Source material
┄┄┄┄┄┄┄┄┄┄

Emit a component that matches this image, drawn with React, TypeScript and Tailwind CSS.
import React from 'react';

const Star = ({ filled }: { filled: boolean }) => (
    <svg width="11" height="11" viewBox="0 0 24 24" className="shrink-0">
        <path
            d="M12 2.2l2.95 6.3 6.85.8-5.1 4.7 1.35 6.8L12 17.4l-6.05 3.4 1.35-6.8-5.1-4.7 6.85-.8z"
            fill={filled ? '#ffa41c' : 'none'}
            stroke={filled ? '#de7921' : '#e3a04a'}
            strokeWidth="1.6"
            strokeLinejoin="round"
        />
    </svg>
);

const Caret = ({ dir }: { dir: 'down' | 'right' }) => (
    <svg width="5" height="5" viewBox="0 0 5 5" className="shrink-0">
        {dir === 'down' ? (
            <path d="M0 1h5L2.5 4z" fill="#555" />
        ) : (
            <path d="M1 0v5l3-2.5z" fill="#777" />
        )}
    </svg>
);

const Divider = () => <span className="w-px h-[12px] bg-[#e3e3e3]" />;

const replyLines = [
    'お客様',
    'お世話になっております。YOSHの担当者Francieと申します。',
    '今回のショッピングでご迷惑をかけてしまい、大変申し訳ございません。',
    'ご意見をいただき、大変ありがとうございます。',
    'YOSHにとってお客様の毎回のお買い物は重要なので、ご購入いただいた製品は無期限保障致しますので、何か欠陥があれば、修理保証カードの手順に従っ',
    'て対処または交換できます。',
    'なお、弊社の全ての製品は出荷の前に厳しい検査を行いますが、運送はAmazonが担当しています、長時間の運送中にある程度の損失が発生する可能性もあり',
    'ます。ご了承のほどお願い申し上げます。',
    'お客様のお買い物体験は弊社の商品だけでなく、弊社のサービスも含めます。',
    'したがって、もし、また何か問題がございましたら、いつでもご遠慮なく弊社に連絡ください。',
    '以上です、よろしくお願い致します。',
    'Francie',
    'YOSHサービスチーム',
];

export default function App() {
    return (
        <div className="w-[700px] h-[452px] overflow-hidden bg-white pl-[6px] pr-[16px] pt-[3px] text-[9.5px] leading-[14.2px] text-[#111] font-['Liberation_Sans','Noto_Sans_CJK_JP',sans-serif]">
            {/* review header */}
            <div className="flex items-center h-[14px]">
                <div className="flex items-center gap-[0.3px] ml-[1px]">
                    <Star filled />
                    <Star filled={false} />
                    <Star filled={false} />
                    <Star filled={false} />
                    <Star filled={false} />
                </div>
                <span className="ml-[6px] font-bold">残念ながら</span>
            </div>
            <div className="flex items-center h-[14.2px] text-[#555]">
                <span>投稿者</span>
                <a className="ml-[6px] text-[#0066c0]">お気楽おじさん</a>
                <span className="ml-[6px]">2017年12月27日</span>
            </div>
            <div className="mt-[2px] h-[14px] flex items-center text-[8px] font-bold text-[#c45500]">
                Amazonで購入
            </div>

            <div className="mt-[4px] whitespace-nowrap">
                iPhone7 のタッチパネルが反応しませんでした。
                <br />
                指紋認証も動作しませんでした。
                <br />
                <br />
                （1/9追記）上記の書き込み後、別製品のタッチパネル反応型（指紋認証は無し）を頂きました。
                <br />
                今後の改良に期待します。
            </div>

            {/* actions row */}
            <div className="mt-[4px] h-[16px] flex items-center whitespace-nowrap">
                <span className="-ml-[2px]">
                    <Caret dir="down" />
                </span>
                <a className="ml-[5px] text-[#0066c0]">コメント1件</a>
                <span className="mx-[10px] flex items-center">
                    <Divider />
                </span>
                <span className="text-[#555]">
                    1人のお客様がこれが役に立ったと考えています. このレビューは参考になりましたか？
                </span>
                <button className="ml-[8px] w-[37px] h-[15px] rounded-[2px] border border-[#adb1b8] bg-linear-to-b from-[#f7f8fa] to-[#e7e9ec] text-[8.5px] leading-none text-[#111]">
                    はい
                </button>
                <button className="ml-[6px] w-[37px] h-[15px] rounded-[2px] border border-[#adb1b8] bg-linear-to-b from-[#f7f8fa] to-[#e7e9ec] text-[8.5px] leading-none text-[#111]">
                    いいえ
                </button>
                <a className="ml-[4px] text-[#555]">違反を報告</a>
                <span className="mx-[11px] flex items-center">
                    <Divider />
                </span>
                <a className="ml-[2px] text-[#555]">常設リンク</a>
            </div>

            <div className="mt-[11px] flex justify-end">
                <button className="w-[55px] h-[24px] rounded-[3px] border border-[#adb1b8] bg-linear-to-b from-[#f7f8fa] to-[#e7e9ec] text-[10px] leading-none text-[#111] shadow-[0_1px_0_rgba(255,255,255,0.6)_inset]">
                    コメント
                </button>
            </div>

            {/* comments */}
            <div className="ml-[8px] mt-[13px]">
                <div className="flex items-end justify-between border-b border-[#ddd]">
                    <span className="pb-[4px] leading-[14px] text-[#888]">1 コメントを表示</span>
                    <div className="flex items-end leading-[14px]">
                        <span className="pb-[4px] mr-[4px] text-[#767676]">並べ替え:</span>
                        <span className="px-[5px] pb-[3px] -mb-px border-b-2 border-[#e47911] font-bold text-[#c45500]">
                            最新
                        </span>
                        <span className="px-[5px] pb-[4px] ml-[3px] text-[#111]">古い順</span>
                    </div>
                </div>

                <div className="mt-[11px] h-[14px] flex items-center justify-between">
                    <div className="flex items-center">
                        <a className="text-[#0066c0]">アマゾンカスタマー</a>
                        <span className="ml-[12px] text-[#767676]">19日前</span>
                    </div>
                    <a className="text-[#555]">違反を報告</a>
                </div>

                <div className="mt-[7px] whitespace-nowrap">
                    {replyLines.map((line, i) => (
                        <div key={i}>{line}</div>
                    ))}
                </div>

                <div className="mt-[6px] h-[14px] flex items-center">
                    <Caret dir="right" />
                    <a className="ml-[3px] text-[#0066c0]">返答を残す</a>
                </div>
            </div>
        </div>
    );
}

┄┄┄┄┄┄┄┄┄┄

What you are asked to do
Return what is listed above, exactly and completely.

Task solution
Emit a component that matches this image, drawn with React, TypeScript and Tailwind CSS.
import React from 'react';

const Star = ({ filled }: { filled: boolean }) => (
    <svg width="11" height="11" viewBox="0 0 24 24" className="shrink-0">
        <path
            d="M12 2.2l2.95 6.3 6.85.8-5.1 4.7 1.35 6.8L12 17.4l-6.05 3.4 1.35-6.8-5.1-4.7 6.85-.8z"
            fill={filled ? '#ffa41c' : 'none'}
            stroke={filled ? '#de7921' : '#e3a04a'}
            strokeWidth="1.6"
            strokeLinejoin="round"
        />
    </svg>
);

const Caret = ({ dir }: { dir: 'down' | 'right' }) => (
    <svg width="5" height="5" viewBox="0 0 5 5" className="shrink-0">
        {dir === 'down' ? (
            <path d="M0 1h5L2.5 4z" fill="#555" />
        ) : (
            <path d="M1 0v5l3-2.5z" fill="#777" />
        )}
    </svg>
);

const Divider = () => <span className="w-px h-[12px] bg-[#e3e3e3]" />;

const replyLines = [
    'お客様',
    'お世話になっております。YOSHの担当者Francieと申します。',
    '今回のショッピングでご迷惑をかけてしまい、大変申し訳ございません。',
    'ご意見をいただき、大変ありがとうございます。',
    'YOSHにとってお客様の毎回のお買い物は重要なので、ご購入いただいた製品は無期限保障致しますので、何か欠陥があれば、修理保証カードの手順に従っ',
    'て対処または交換できます。',
    'なお、弊社の全ての製品は出荷の前に厳しい検査を行いますが、運送はAmazonが担当しています、長時間の運送中にある程度の損失が発生する可能性もあり',
    'ます。ご了承のほどお願い申し上げます。',
    'お客様のお買い物体験は弊社の商品だけでなく、弊社のサービスも含めます。',
    'したがって、もし、また何か問題がございましたら、いつでもご遠慮なく弊社に連絡ください。',
    '以上です、よろしくお願い致します。',
    'Francie',
    'YOSHサービスチーム',
];

export default function App() {
    return (
        <div className="w-[700px] h-[452px] overflow-hidden bg-white pl-[6px] pr-[16px] pt-[3px] text-[9.5px] leading-[14.2px] text-[#111] font-['Liberation_Sans','Noto_Sans_CJK_JP',sans-serif]">
            {/* review header */}
            <div className="flex items-center h-[14px]">
                <div className="flex items-center gap-[0.3px] ml-[1px]">
                    <Star filled />
                    <Star filled={false} />
                    <Star filled={false} />
                    <Star filled={false} />
                    <Star filled={false} />
                </div>
                <span className="ml-[6px] font-bold">残念ながら</span>
            </div>
            <div className="flex items-center h-[14.2px] text-[#555]">
                <span>投稿者</span>
                <a className="ml-[6px] text-[#0066c0]">お気楽おじさん</a>
                <span className="ml-[6px]">2017年12月27日</span>
            </div>
            <div className="mt-[2px] h-[14px] flex items-center text-[8px] font-bold text-[#c45500]">
                Amazonで購入
            </div>

            <div className="mt-[4px] whitespace-nowrap">
                iPhone7 のタッチパネルが反応しませんでした。
                <br />
                指紋認証も動作しませんでした。
                <br />
                <br />
                （1/9追記）上記の書き込み後、別製品のタッチパネル反応型（指紋認証は無し）を頂きました。
                <br />
                今後の改良に期待します。
            </div>

            {/* actions row */}
            <div className="mt-[4px] h-[16px] flex items-center whitespace-nowrap">
                <span className="-ml-[2px]">
                    <Caret dir="down" />
                </span>
                <a className="ml-[5px] text-[#0066c0]">コメント1件</a>
                <span className="mx-[10px] flex items-center">
                    <Divider />
                </span>
                <span className="text-[#555]">
                    1人のお客様がこれが役に立ったと考えています. このレビューは参考になりましたか？
                </span>
                <button className="ml-[8px] w-[37px] h-[15px] rounded-[2px] border border-[#adb1b8] bg-linear-to-b from-[#f7f8fa] to-[#e7e9ec] text-[8.5px] leading-none text-[#111]">
                    はい
                </button>
                <button className="ml-[6px] w-[37px] h-[15px] rounded-[2px] border border-[#adb1b8] bg-linear-to-b from-[#f7f8fa] to-[#e7e9ec] text-[8.5px] leading-none text-[#111]">
                    いいえ
                </button>
                <a className="ml-[4px] text-[#555]">違反を報告</a>
                <span className="mx-[11px] flex items-center">
                    <Divider />
                </span>
                <a className="ml-[2px] text-[#555]">常設リンク</a>
            </div>

            <div className="mt-[11px] flex justify-end">
                <button className="w-[55px] h-[24px] rounded-[3px] border border-[#adb1b8] bg-linear-to-b from-[#f7f8fa] to-[#e7e9ec] text-[10px] leading-none text-[#111] shadow-[0_1px_0_rgba(255,255,255,0.6)_inset]">
                    コメント
                </button>
            </div>

            {/* comments */}
            <div className="ml-[8px] mt-[13px]">
                <div className="flex items-end justify-between border-b border-[#ddd]">
                    <span className="pb-[4px] leading-[14px] text-[#888]">1 コメントを表示</span>
                    <div className="flex items-end leading-[14px]">
                        <span className="pb-[4px] mr-[4px] text-[#767676]">並べ替え:</span>
                        <span className="px-[5px] pb-[3px] -mb-px border-b-2 border-[#e47911] font-bold text-[#c45500]">
                            最新
                        </span>
                        <span className="px-[5px] pb-[4px] ml-[3px] text-[#111]">古い順</span>
                    </div>
                </div>

                <div className="mt-[11px] h-[14px] flex items-center justify-between">
                    <div className="flex items-center">
                        <a className="text-[#0066c0]">アマゾンカスタマー</a>
                        <span className="ml-[12px] text-[#767676]">19日前</span>
                    </div>
                    <a className="text-[#555]">違反を報告</a>
                </div>

                <div className="mt-[7px] whitespace-nowrap">
                    {replyLines.map((line, i) => (
                        <div key={i}>{line}</div>
                    ))}
                </div>

                <div className="mt-[6px] h-[14px] flex items-center">
                    <Caret dir="right" />
                    <a className="ml-[3px] text-[#0066c0]">返答を残す</a>
                </div>
            </div>
        </div>
    );
}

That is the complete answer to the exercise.